The fact that we can include more functionality in smaller sizes now is irrelevant. Can doesn't mean should. History has shown that people will happily use a 5X7 or similar form factor if the functionality is worth it.

traderonline
Mar 16, 2007, 04:57 PM
a small pda like touchscreen notebook with osx will be great.

quantman
Apr 17, 2007, 10:00 PM
Many/most may know that Apple is having a tough time in Japan where sub-notebooks are doing really well due to commute times being high (1 hour plus each way) and arm space in trains being a limiting factor.

This is why sub-notebooks are doing well in Japan as it is ideal for the commuter and then they can sync up with their laptop/desktop when they get into the office. Also, same for sales people and other mobile professionalsin Japan/Korea.

Additionally, those of you familiar with the Japanese/Korean everyday group meeting systems know that they all have way too many meetings over a sofa type mini-living room setting in the corner of a big hall which houses 20-30 offices with desks (but no cubicle style walls), or at mini-conference tables.
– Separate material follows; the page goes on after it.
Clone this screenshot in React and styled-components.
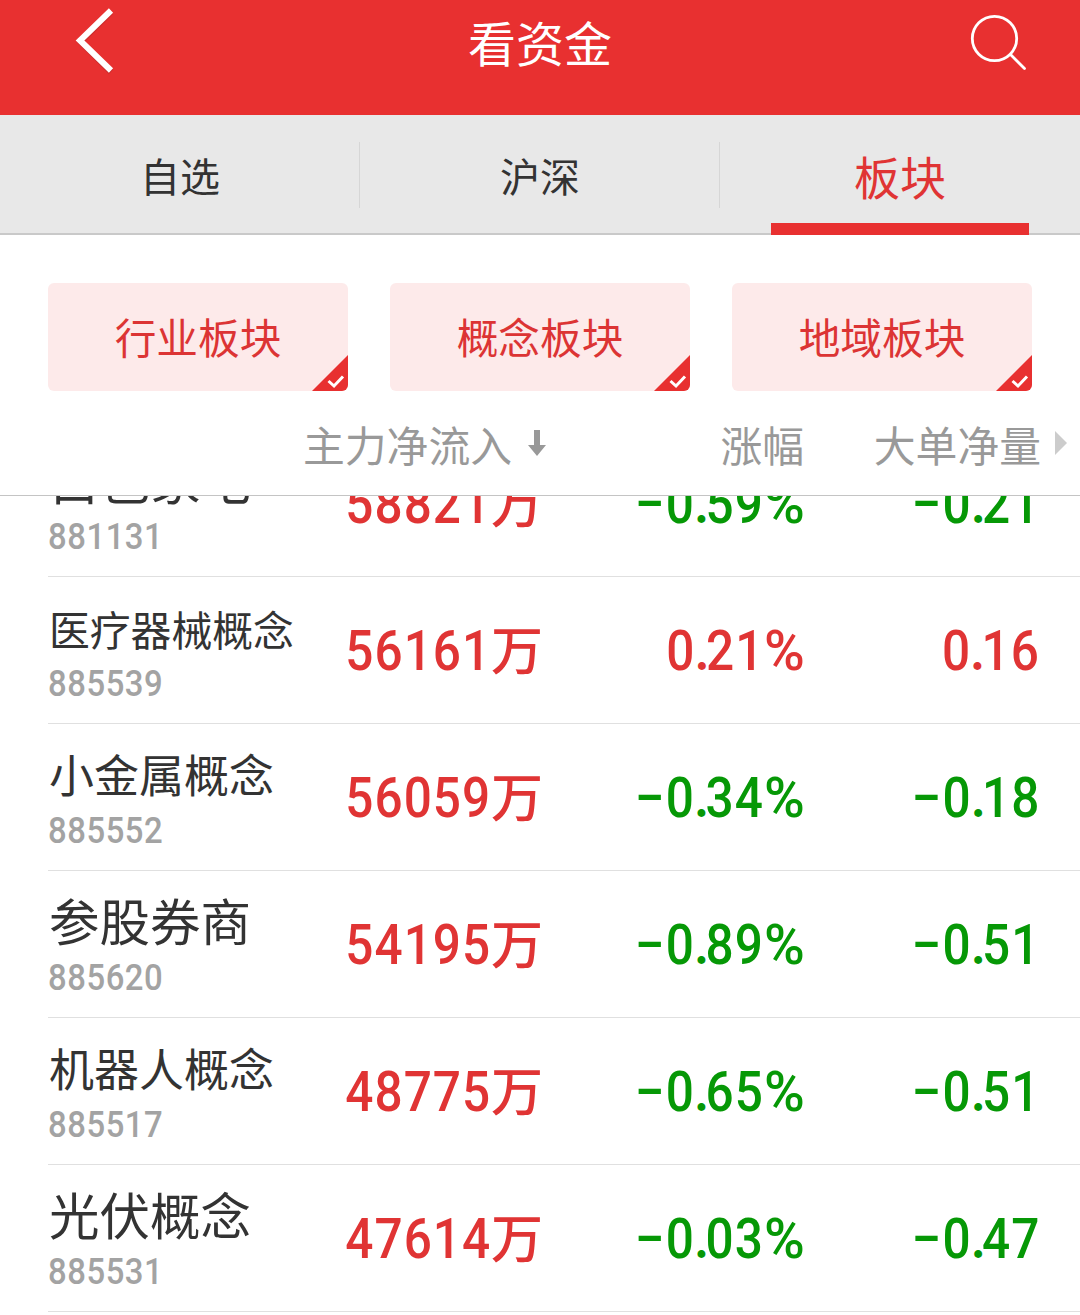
import React from 'react';
import styled, { createGlobalStyle } from 'styled-components';

const tabs = ['自选', '沪深', '板块'];
const filters = ['行业板块', '概念板块', '地域板块'];

const rows = [
  { name: '白色家电', code: '881131', inflow: '58821', change: '–0.59%', net: '–0.21', size: 50.5 },
  { name: '医疗器械概念', code: '885539', inflow: '56161', change: '0.21%', net: '0.16', size: 40.8, up: true },
  { name: '小金属概念', code: '885552', inflow: '56059', change: '–0.34%', net: '–0.18', size: 45 },
  { name: '参股券商', code: '885620', inflow: '54195', change: '–0.89%', net: '–0.51', size: 50.5 },
  { name: '机器人概念', code: '885517', inflow: '48775', change: '–0.65%', net: '–0.51', size: 45 },
  { name: '光伏概念', code: '885531', inflow: '47614', change: '–0.03%', net: '–0.47', size: 50.5 },
];

// signs and the decimal point have their own widths next to the digits
const Amount = ({ text }) => (
  <Digits>
    {text.split(/([–.%])/).filter(Boolean).map((part, i) => {
      if (part === '.') return <Point key={i}>.</Point>;
      if (part === '–') return <Minus key={i}>–</Minus>;
      if (part === '%') return <Percent key={i}>%</Percent>;
      return part;
    })}
  </Digits>
);

const App = () => {
  return (
    <Screen>
      <GlobalStyle />
      <Header>
        <BackIcon viewBox="0 0 48 76">
          <path className="shade" d="M43 12 12.5 42 43 72" />
          <path d="M43 10.5 12 40.5 43 70.5" />
        </BackIcon>
        <Title>看资金</Title>
        <SearchIcon viewBox="0 0 60 60">
          <circle cx="26.5" cy="26.5" r="22.2" />
          <path d="M42.5 42.5 56.5 56.5" />
        </SearchIcon>
      </Header>
      <Tabs>
        {tabs.map((tab) => (
          <Tab key={tab} $active={tab === '板块'}>{tab}</Tab>
        ))}
      </Tabs>
      <Filters>
        {filters.map((filter) => (
          <Filter key={filter}>
            {filter}
            <Corner viewBox="0 0 36 36">
              <path d="M36 0V36H0Z" fill="#e83030" />
              <path d="M16.5 26 22 31 31 21.5" fill="none" stroke="#fff" strokeWidth="3" />
            </Corner>
          </Filter>
        ))}
      </Filters>
      <Columns>
        <Heading>
          主力净流入
          <SortIcon viewBox="0 0 18 26">
            <path d="M6 0H12V15H18L9 26 0 15H6Z" />
          </SortIcon>
        </Heading>
        <Heading>涨幅</Heading>
        <Heading>大单净量</Heading>
        <MoreIcon viewBox="0 0 12 24">
          <path d="M0 0 12 12 0 24Z" />
        </MoreIcon>
      </Columns>
      <List>
        {rows.map((row) => (
          <Row key={row.code}>
            <Stock>
              <Name $size={row.size}>{row.name}</Name>
              <Code>{row.code}</Code>
            </Stock>
            <Value $up>
              <Digits>{row.inflow}</Digits>
              <Unit>万</Unit>
            </Value>
            <Value $up={row.up}><Amount text={row.change} /></Value>
            <Value $up={row.up}><Amount text={row.net} /></Value>
          </Row>
        ))}
      </List>
    </Screen>
  );
};

const GlobalStyle = createGlobalStyle`
  * {
    box-sizing: border-box;
  }

  body {
    margin: 0;
    background: #fff;
  }
`;

const Screen = styled.div`
  display: flex;
  flex-direction: column;
  width: 1080px;
  height: 1315px;
  overflow: hidden;
  background: #fff;
  font-family: 'Noto Sans CJK SC', sans-serif;
`;

const Header = styled.header`
  display: flex;
  justify-content: space-between;
  align-items: flex-start;
  height: 115px;
  padding: 0 52px 0 68px;
  background: #e83030;
`;

const BackIcon = styled.svg`
  width: 48px;
  height: 76px;
  fill: none;
  stroke: #fff;
  stroke-width: 6;

  .shade {
    stroke: #b52a2a;
    opacity: 0.5;
  }
`;

const Title = styled.h1`
  margin: 0;
  padding-right: 4px;
  color: #fff;
  font-size: 48px;
  font-weight: 400;
  line-height: 82px;
`;

const SearchIcon = styled.svg`
  width: 60px;
  height: 60px;
  margin-top: 12px;
  fill: none;
  stroke: #fff;
  stroke-width: 2.8;
  stroke-linecap: round;
`;

const Tabs = styled.nav`
  display: flex;
  height: 120px;
  background: #e8e8e8;
  border-bottom: 2px solid #c9c9c9;
`;

const Tab = styled.div`
  position: relative;
  display: flex;
  flex: 1;
  justify-content: center;
  height: 120px;
  color: ${({ $active }) => ($active ? '#e03434' : '#333')};
  font-size: ${({ $active }) => ($active ? 46 : 40)}px;
  line-height: 120px;

  &:not(:last-child)::after {
    content: '';
    position: absolute;
    right: 0;
    top: 27px;
    width: 1px;
    height: 66px;
    background: #d6d6d6;
  }

  &::before {
    content: '';
    display: ${({ $active }) => ($active ? 'block' : 'none')};
    position: absolute;
    left: 51px;
    bottom: 0;
    width: 258px;
    height: 12px;
    background: #e83030;
  }
`;

const Filters = styled.div`
  display: flex;
  gap: 42px;
  padding: 48px 48px 0;
`;

const Filter = styled.div`
  position: relative;
  width: 300px;
  height: 108px;
  overflow: hidden;
  border-radius: 6px;
  background: #fdeaea;
  color: #dc3434;
  font-size: 41.7px;
  line-height: 107px;
  text-align: center;
`;

const Corner = styled.svg`
  position: absolute;
  right: 0;
  bottom: 0;
  width: 36px;
  height: 36px;
`;

const Columns = styled.div`
  display: grid;
  grid-template-columns: 546px 258px 237px 27px;
  align-items: center;
  height: 105px;
  border-bottom: 1px solid #c4c4c4;
`;

const Heading = styled.div`
  display: flex;
  justify-content: flex-end;
  align-items: center;
  gap: 16px;
  padding-top: 2px;
  color: #999;
  font-size: 41.8px;
  line-height: 60px;
`;

const SortIcon = styled.svg`
  width: 18px;
  height: 26px;
  margin-top: -3px;
  fill: #999;
`;

const MoreIcon = styled.svg`
  width: 12px;
  height: 24px;
  margin: 0 0 0 14px;
  fill: #ccc;
`;

const List = styled.div`
  flex: 1;
  overflow: hidden;

  > :first-child {
    margin-top: -66px;
  }
`;

const Row = styled.div`
  display: grid;
  grid-template-columns: 270px 225px 261px 236px;
  height: 147px;
  margin-left: 48px;
  border-bottom: 1px solid #e0e0e0;
`;

const Stock = styled.div`
  display: flex;
  flex-direction: column;
  white-space: nowrap;
`;

const Name = styled.div`
  height: 84px;
  padding-left: 1px;
  color: #333;
  font-size: ${({ $size }) => $size}px;
  line-height: ${({ $size }) => (132 - $size * 0.7).toFixed(1)}px;
`;

const Code = styled.div`
  color: #a3a3a3;
  font-family: Roboto, sans-serif;
  font-size: 36.5px;
  font-weight: 500;
  line-height: 46px;
  letter-spacing: 0.6px;
  transform: scaleX(0.9);
  transform-origin: left;
`;

const Value = styled.div`
  display: flex;
  justify-content: flex-end;
  color: ${({ $up }) => ($up ? '#e03434' : '#069806')};
  line-height: 148px;
  white-space: nowrap;
`;

const Digits = styled.span`
  font-family: Roboto, sans-serif;
  font-size: 55px;
  font-weight: 500;
  letter-spacing: 1.2px;
  transform: scaleX(0.9);
  transform-origin: right;
`;

const Point = styled.span`
  font-size: 48px;
  font-weight: 900;
  letter-spacing: -3px;
`;

const Minus = styled.span`
  display: inline-block;
  margin-right: 1px;
  transform: scaleX(0.9);
  transform-origin: right;
`;

const Percent = styled.span`
  display: inline-block;
  margin-left: 2.5px;
  transform: scaleX(1.12);
`;

const Unit = styled.span`
  font-size: 52px;
  font-weight: 500;
  line-height: 141px;
`;

export default App;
This is how their group discussion/incremental process-driven consensus style decision-making system works in everyday work life.

For this culture - and realities of commuting and arm space- a sub-notebook is THE answer, the market already has it and the working public has begun to move to this already.

THE point of all this above is that if Apple wants to have a chance of making any kind of real headway with their computer business in Japan they need a sub-notebook really bad - and they need it yesterday.

I believe this has got to be key driving factor of a sub-notebook with multi-touch on a sub-notebook with flash being the secret functional differentiator/marketing sauce. Of course, Apple will also then be able to sell this big in European and U.S. metro cities.

As someone who has being business for large MNC's for many years and as one who knows that Apple is not making much headway with their growth rates on their Mac business in Japan, I believe this has to be a/the key driving factor for a sub-notebook.